▼▼▼

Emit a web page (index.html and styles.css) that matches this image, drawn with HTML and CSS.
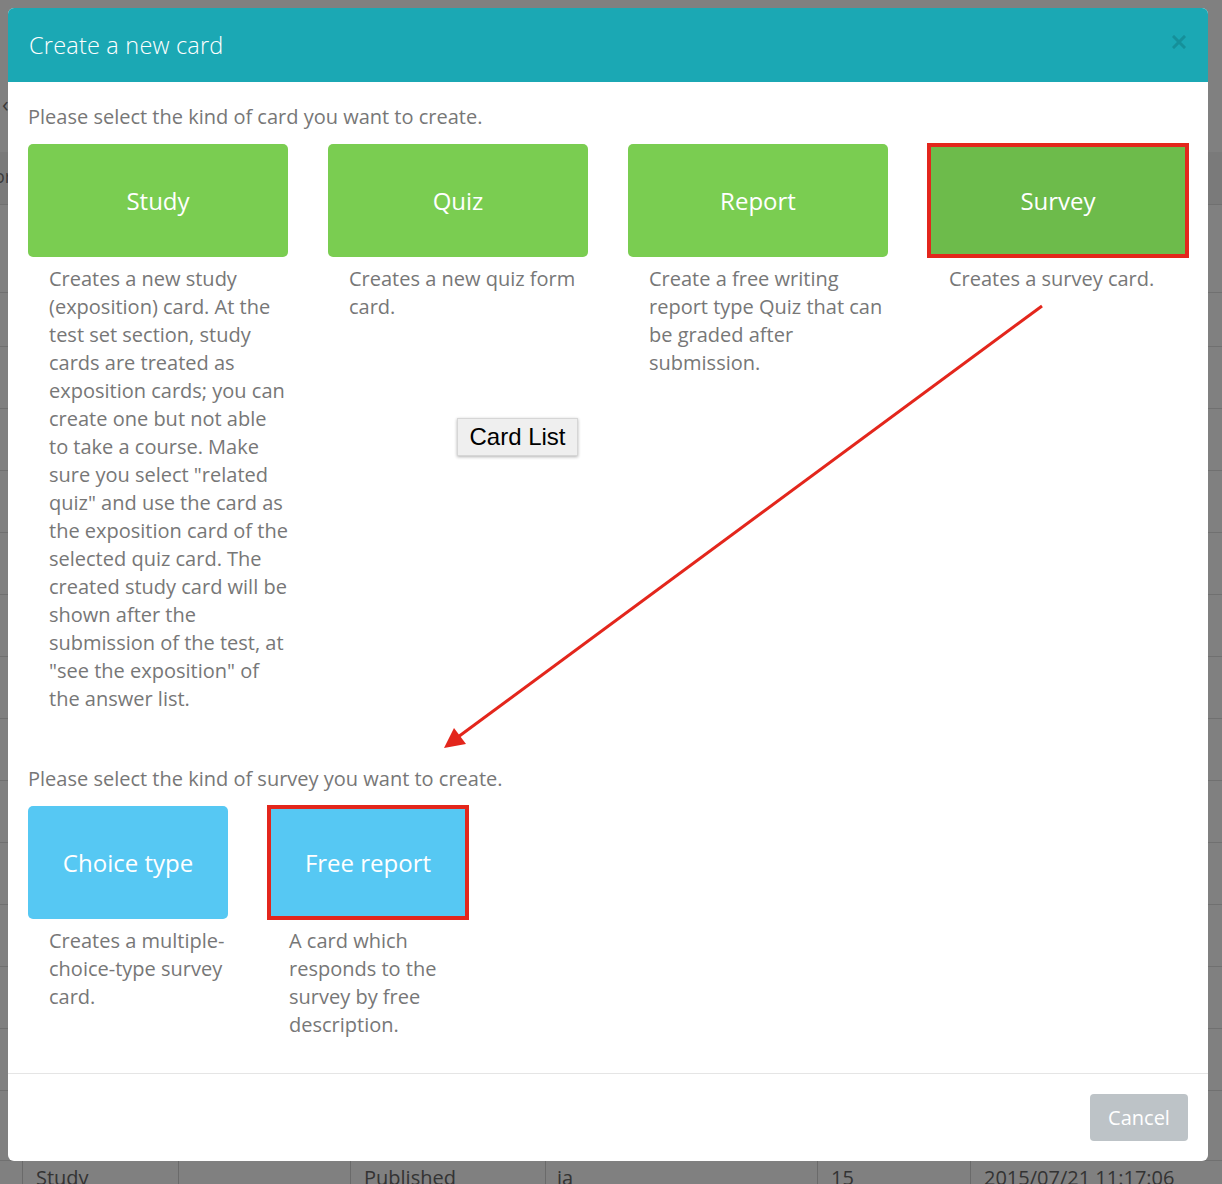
FILE: index.html
```html
<!DOCTYPE html>
<html lang="en">
<head>
<meta charset="utf-8">
<title>Create a new card</title>
<link rel="stylesheet" href="styles.css">
</head>
<body>
<div class="backdrop">
  <div class="bg-top"><span class="bg-chev">‹</span></div>
  <div class="bg-row bg-head"><span class="bg-or">or</span></div>
  <div class="bg-row r88"></div>
  <div class="bg-row r54"></div>
  <div class="bg-row"></div>
  <div class="bg-row"></div>
  <div class="bg-row"></div>
  <div class="bg-row"></div>
  <div class="bg-row"></div>
  <div class="bg-row"></div>
  <div class="bg-row"></div>
  <div class="bg-row"></div>
  <div class="bg-row"></div>
  <div class="bg-row"></div>
  <div class="bg-row"></div>
  <div class="bg-row"></div>
  <div class="bg-row r70"></div>
  <div class="bg-last">
    <span class="c c1">Study</span>
    <span class="c c2"></span>
    <span class="c c3">Published</span>
    <span class="c c4">ja</span>
    <span class="c c5">15</span>
    <span class="c c6">2015/07/21 11:17:06</span>
  </div>
</div>

<div class="modal">
  <div class="modal-header">
    <h1 class="modal-title">Create a new card</h1>
    <svg class="close" width="14" height="14" viewBox="0 0 14 14"><path d="M2 2 L12 12 M12 2 L2 12" stroke="#15909a" stroke-width="3" stroke-linecap="square"/></svg>
  </div>
  <div class="modal-body">
    <p class="lead">Please select the kind of card you want to create.</p>
    <div class="cards">
      <div class="col">
        <div class="btn green">Study</div>
        <p class="desc">Creates a new study (exposition) card. At the test set section, study cards are treated as exposition cards; you can create one but not able to take a course. Make sure you select "related quiz" and use the card as the exposition card of the selected quiz card. The created study card will be shown after the submission of the test, at "see the exposition" of the answer list.</p>
      </div>
      <div class="col">
        <div class="btn green">Quiz</div>
        <p class="desc">Creates a new quiz form card.</p>
      </div>
      <div class="col">
        <div class="btn green">Report</div>
        <p class="desc">Create a free writing report type Quiz that can be graded after submission.</p>
      </div>
      <div class="col">
        <div class="btn green active marked">Survey</div>
        <p class="desc">Creates a survey card.</p>
      </div>
    </div>
    <p class="lead lead2">Please select the kind of survey you want to create.</p>
    <div class="cards small">
      <div class="col">
        <div class="btn blue">Choice type</div>
        <p class="desc">Creates a multiple-choice-type survey card.</p>
      </div>
      <div class="col">
        <div class="btn blue marked">Free report</div>
        <p class="desc">A card which responds to the survey by free description.</p>
      </div>
    </div>
  </div>
  <div class="modal-footer">
    <button class="cancel">Cancel</button>
  </div>
</div>

<button class="card-list">Card List</button>

<svg class="arrow" width="1222" height="1184" viewBox="0 0 1222 1184">
  <line x1="1042" y1="306" x2="458" y2="737" stroke="#e3261c" stroke-width="3"/>
  <polygon points="444,748 454,728 466,744" fill="#e3261c"/>
</svg>
</body>
</html>
```
FILE: styles.css
```css
html, body {
  margin: 0;
  padding: 0;
}
body {
  width: 1222px;
  height: 1184px;
  overflow: hidden;
  position: relative;
  background: #808080;
  font-family: "Open Sans", "DejaVu Sans", sans-serif;
}

/* dimmed page behind the dialog */
.backdrop {
  display: flex;
  flex-direction: column;
}
.bg-top {
  height: 152px;
  position: relative;
}
.bg-chev {
  position: absolute;
  left: 2px;
  top: 88px;
  color: #3a3a3a;
  font-size: 22px;
}
.bg-row {
  height: 61px;
  border-bottom: 1px solid #707070;
  position: relative;
}
.bg-head {
  height: 52px;
  background: #7a7a7a;
}
.bg-or {
  position: absolute;
  left: -6px;
  top: 12px;
  color: #3a3a3a;
  font-size: 18px;
}
.r88 { height: 87px; }
.r54 { height: 53px; }
.r70 { height: 69px; }
.bg-last {
  display: flex;
  height: 40px;
}
.bg-last .c {
  border-left: 1px solid #6a6a6a;
  color: #333;
  font-size: 20px;
  line-height: 30px;
  padding-top: 2px;
  padding-left: 13px;
  box-sizing: border-box;
}
.bg-last .c1 { margin-left: 22px; width: 156px; }
.bg-last .c2 { width: 172px; }
.bg-last .c3 { width: 195px; }
.bg-last .c4 { width: 272px; padding-left: 11px; }
.bg-last .c5 { width: 153px; }
.bg-last .c6 { flex: 1; }

/* dialog */
.modal {
  position: absolute;
  left: 8px;
  top: 8px;
  width: 1200px;
  height: 1153px;
  background: #fff;
  border-radius: 6px;
  display: flex;
  flex-direction: column;
  overflow: hidden;
}
.modal-header {
  height: 74px;
  flex: none;
  background: #1ba8b4;
  display: flex;
  align-items: center;
  justify-content: space-between;
  padding: 0 22px 0 21px;
}
.modal-title {
  margin: 0;
  color: #fff;
  font-weight: 300;
  font-size: 23.5px;
  letter-spacing: 0.2px;
  line-height: 30px;
}
.close {
  display: block;
  margin-top: -6px;
}
.modal-body {
  flex: 1;
  padding: 21px 20px 0 20px;
}
.lead {
  margin: 0;
  color: #777;
  font-size: 20px;
  line-height: 28px;
}
.cards {
  display: flex;
  gap: 40px;
  margin-top: 13px;
}
.col {
  width: 260px;
}
.small .col {
  width: 200px;
}
.btn {
  height: 113px;
  border-radius: 5px;
  color: #fff;
  font-size: 24px;
  display: flex;
  align-items: center;
  justify-content: center;
  box-sizing: border-box;
}
.green { background: #7acd51; }
.green.active { background: #6dbb4b; }
.blue { background: #56c8f3; }
.marked {
  border-radius: 0;
  outline: 4px solid #e3261c;
  outline-offset: -3px;
}
.desc {
  margin: 8px 0 0 0;
  padding: 0 0 0 21px;
  color: #777;
  font-size: 20px;
  line-height: 28px;
}
.lead2 {
  margin-top: 52px;
}
.small {
  margin-top: 13px;
}

.modal-footer {
  flex: none;
  border-top: 1px solid #e5e5e5;
  padding: 20px 20px 20px 20px;
  display: flex;
  justify-content: flex-end;
}
.cancel {
  width: 98px;
  height: 47px;
  border: none;
  border-radius: 4px;
  background: #bdc3c7;
  color: #fff;
  font-family: "Open Sans", "DejaVu Sans", sans-serif;
  font-size: 20px;
  padding: 0;
}

/* floating annotation elements */
.card-list {
  position: absolute;
  left: 457px;
  top: 418px;
  width: 121px;
  height: 38px;
  background: #efefef;
  border: 1px solid #d6d6d6;
  box-shadow: 0 1px 3px rgba(0,0,0,0.3);
  color: #000;
  font-family: "Liberation Sans", Arial, sans-serif;
  font-size: 24px;
  padding: 0;
}
.arrow {
  position: absolute;
  left: 0;
  top: 0;
  pointer-events: none;
}
```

▲▲▲

* Aim of the task:
Repeat all of the data above word for word, minus the pictures.

* Solved exercise:
Emit a web page (index.html and styles.css) that matches this image, drawn with HTML and CSS.
FILE: index.html
```html
<!DOCTYPE html>
<html lang="en">
<head>
<meta charset="utf-8">
<title>Create a new card</title>
<link rel="stylesheet" href="styles.css">
</head>
<body>
<div class="backdrop">
  <div class="bg-top"><span class="bg-chev">‹</span></div>
  <div class="bg-row bg-head"><span class="bg-or">or</span></div>
  <div class="bg-row r88"></div>
  <div class="bg-row r54"></div>
  <div class="bg-row"></div>
  <div class="bg-row"></div>
  <div class="bg-row"></div>
  <div class="bg-row"></div>
  <div class="bg-row"></div>
  <div class="bg-row"></div>
  <div class="bg-row"></div>
  <div class="bg-row"></div>
  <div class="bg-row"></div>
  <div class="bg-row"></div>
  <div class="bg-row"></div>
  <div class="bg-row"></div>
  <div class="bg-row r70"></div>
  <div class="bg-last">
    <span class="c c1">Study</span>
    <span class="c c2"></span>
    <span class="c c3">Published</span>
    <span class="c c4">ja</span>
    <span class="c c5">15</span>
    <span class="c c6">2015/07/21 11:17:06</span>
  </div>
</div>

<div class="modal">
  <div class="modal-header">
    <h1 class="modal-title">Create a new card</h1>
    <svg class="close" width="14" height="14" viewBox="0 0 14 14"><path d="M2 2 L12 12 M12 2 L2 12" stroke="#15909a" stroke-width="3" stroke-linecap="square"/></svg>
  </div>
  <div class="modal-body">
    <p class="lead">Please select the kind of card you want to create.</p>
    <div class="cards">
      <div class="col">
        <div class="btn green">Study</div>
        <p class="desc">Creates a new study (exposition) card. At the test set section, study cards are treated as exposition cards; you can create one but not able to take a course. Make sure you select "related quiz" and use the card as the exposition card of the selected quiz card. The created study card will be shown after the submission of the test, at "see the exposition" of the answer list.</p>
      </div>
      <div class="col">
        <div class="btn green">Quiz</div>
        <p class="desc">Creates a new quiz form card.</p>
      </div>
      <div class="col">
        <div class="btn green">Report</div>
        <p class="desc">Create a free writing report type Quiz that can be graded after submission.</p>
      </div>
      <div class="col">
        <div class="btn green active marked">Survey</div>
        <p class="desc">Creates a survey card.</p>
      </div>
    </div>
    <p class="lead lead2">Please select the kind of survey you want to create.</p>
    <div class="cards small">
      <div class="col">
        <div class="btn blue">Choice type</div>
        <p class="desc">Creates a multiple-choice-type survey card.</p>
      </div>
      <div class="col">
        <div class="btn blue marked">Free report</div>
        <p class="desc">A card which responds to the survey by free description.</p>
      </div>
    </div>
  </div>
  <div class="modal-footer">
    <button class="cancel">Cancel</button>
  </div>
</div>

<button class="card-list">Card List</button>

<svg class="arrow" width="1222" height="1184" viewBox="0 0 1222 1184">
  <line x1="1042" y1="306" x2="458" y2="737" stroke="#e3261c" stroke-width="3"/>
  <polygon points="444,748 454,728 466,744" fill="#e3261c"/>
</svg>
</body>
</html>
```
FILE: styles.css
```css
html, body {
  margin: 0;
  padding: 0;
}
body {
  width: 1222px;
  height: 1184px;
  overflow: hidden;
  position: relative;
  background: #808080;
  font-family: "Open Sans", "DejaVu Sans", sans-serif;
}

/* dimmed page behind the dialog */
.backdrop {
  display: flex;
  flex-direction: column;
}
.bg-top {
  height: 152px;
  position: relative;
}
.bg-chev {
  position: absolute;
  left: 2px;
  top: 88px;
  color: #3a3a3a;
  font-size: 22px;
}
.bg-row {
  height: 61px;
  border-bottom: 1px solid #707070;
  position: relative;
}
.bg-head {
  height: 52px;
  background: #7a7a7a;
}
.bg-or {
  position: absolute;
  left: -6px;
  top: 12px;
  color: #3a3a3a;
  font-size: 18px;
}
.r88 { height: 87px; }
.r54 { height: 53px; }
.r70 { height: 69px; }
.bg-last {
  display: flex;
  height: 40px;
}
.bg-last .c {
  border-left: 1px solid #6a6a6a;
  color: #333;
  font-size: 20px;
  line-height: 30px;
  padding-top: 2px;
  padding-left: 13px;
  box-sizing: border-box;
}
.bg-last .c1 { margin-left: 22px; width: 156px; }
.bg-last .c2 { width: 172px; }
.bg-last .c3 { width: 195px; }
.bg-last .c4 { width: 272px; padding-left: 11px; }
.bg-last .c5 { width: 153px; }
.bg-last .c6 { flex: 1; }

/* dialog */
.modal {
  position: absolute;
  left: 8px;
  top: 8px;
  width: 1200px;
  height: 1153px;
  background: #fff;
  border-radius: 6px;
  display: flex;
  flex-direction: column;
  overflow: hidden;
}
.modal-header {
  height: 74px;
  flex: none;
  background: #1ba8b4;
  display: flex;
  align-items: center;
  justify-content: space-between;
  padding: 0 22px 0 21px;
}
.modal-title {
  margin: 0;
  color: #fff;
  font-weight: 300;
  font-size: 23.5px;
  letter-spacing: 0.2px;
  line-height: 30px;
}
.close {
  display: block;
  margin-top: -6px;
}
.modal-body {
  flex: 1;
  padding: 21px 20px 0 20px;
}
.lead {
  margin: 0;
  color: #777;
  font-size: 20px;
  line-height: 28px;
}
.cards {
  display: flex;
  gap: 40px;
  margin-top: 13px;
}
.col {
  width: 260px;
}
.small .col {
  width: 200px;
}
.btn {
  height: 113px;
  border-radius: 5px;
  color: #fff;
  font-size: 24px;
  display: flex;
  align-items: center;
  justify-content: center;
  box-sizing: border-box;
}
.green { background: #7acd51; }
.green.active { background: #6dbb4b; }
.blue { background: #56c8f3; }
.marked {
  border-radius: 0;
  outline: 4px solid #e3261c;
  outline-offset: -3px;
}
.desc {
  margin: 8px 0 0 0;
  padding: 0 0 0 21px;
  color: #777;
  font-size: 20px;
  line-height: 28px;
}
.lead2 {
  margin-top: 52px;
}
.small {
  margin-top: 13px;
}

.modal-footer {
  flex: none;
  border-top: 1px solid #e5e5e5;
  padding: 20px 20px 20px 20px;
  display: flex;
  justify-content: flex-end;
}
.cancel {
  width: 98px;
  height: 47px;
  border: none;
  border-radius: 4px;
  background: #bdc3c7;
  color: #fff;
  font-family: "Open Sans", "DejaVu Sans", sans-serif;
  font-size: 20px;
  padding: 0;
}

/* floating annotation elements */
.card-list {
  position: absolute;
  left: 457px;
  top: 418px;
  width: 121px;
  height: 38px;
  background: #efefef;
  border: 1px solid #d6d6d6;
  box-shadow: 0 1px 3px rgba(0,0,0,0.3);
  color: #000;
  font-family: "Liberation Sans", Arial, sans-serif;
  font-size: 24px;
  padding: 0;
}
.arrow {
  position: absolute;
  left: 0;
  top: 0;
  pointer-events: none;
}
```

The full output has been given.